The country’s National Defence Strategy stretching out till 2030 says it will counteract any attempt at limiting its sovereignty over the Amazon, possibly by a country or an alliance of nations with superior military capabilities. General Cláudio Barbosa de Figueiredo, head of the Amazon’s military command, said his country would adopt a doctrine of asymmetrical warfare as part of a national resistance. The security doctrine says threats rather than goodwill characterise the world and foresees its land borders and sea routes as bridgeheads for a putative invasion.

Brazil plans to concentrate on nuclear, space and cybernetics to prepare for future threats. At the end of 2008, it signed a nuclear and military deal with France. It is also upgrading its navy, including having its own nuclear submarine, to protect its sea traffic.

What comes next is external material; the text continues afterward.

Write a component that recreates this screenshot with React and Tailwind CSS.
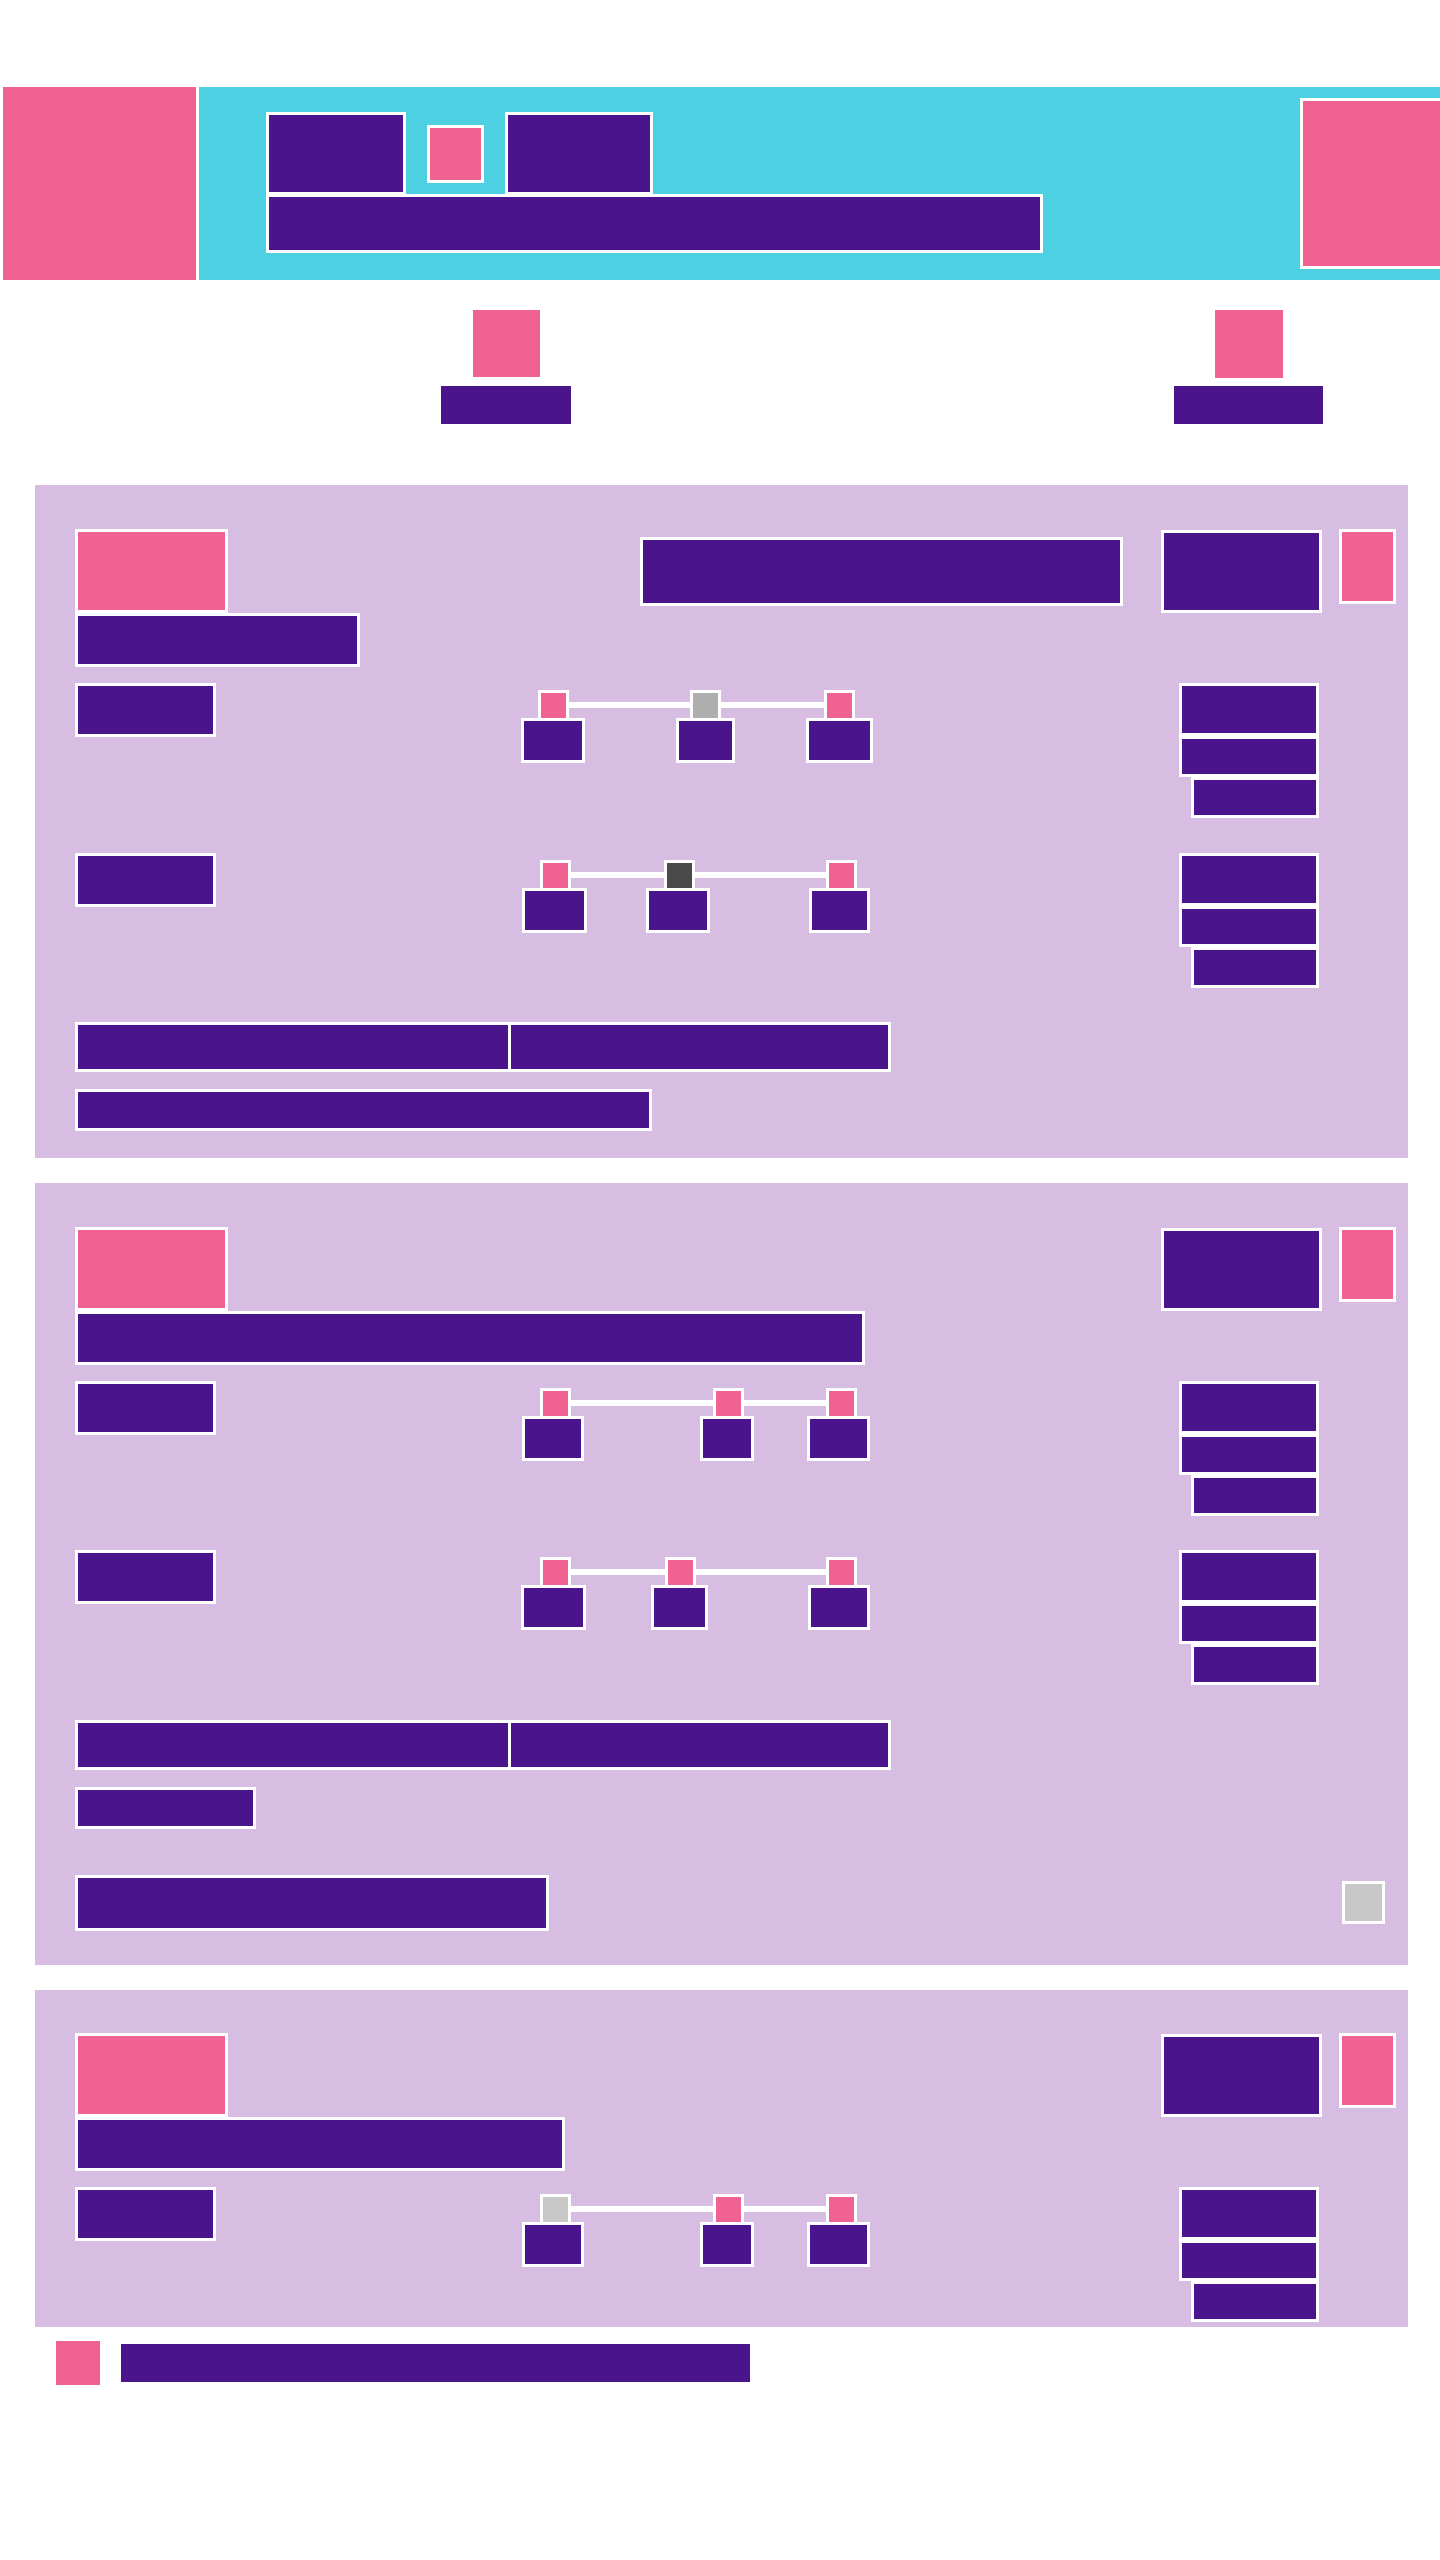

New civilian and military nuclear deals with Russia are likely before Lula leaves office.

Lula’s defence strategy envisions creating a domestic arms industry that would provide most of Brazil’s defence needs. For this, it will invest in upgrading its skill and knowledge base and create a military-business-university axis. The final components are creating rapid deployment capabilities and national mobilisation of a reserve army, including possible compulsory call up for national defence.

The security doctrine compels Brazil to seek allies in Latin America from among the progressive governments, providing them a measure of protection while at the same time neutralising their opposition to Brazil’s own backyard imperialism. As Venezuela is the other country with rapidly developing space capabilities, a Caracas-Brasilia alliance is on the cards. But whereas Chavez speaks of a “socialist satellite” programme for the benefit of the poor, Lula’s orbit is that of strategic and economic interests. In this context, Cuba, Ecuador, Bolivia, Venezuela, Nicaragua and other countries which swing to the Left will seek to ally more closely among themselves to be able to better negotiate this Latin American behemoth and also ally with in facing up to Washington.

A Centre-Right government might follow that of Lula’s and it can never be ruled out that the Brazilian national bourgeoisie might capitulate to Washington. It appears though that Lula has forged a certain consensus among the Brazilian elite that will outlast him. Lula will be judged as Latin America’s quiet man who nevertheless swished a big, cleft stick.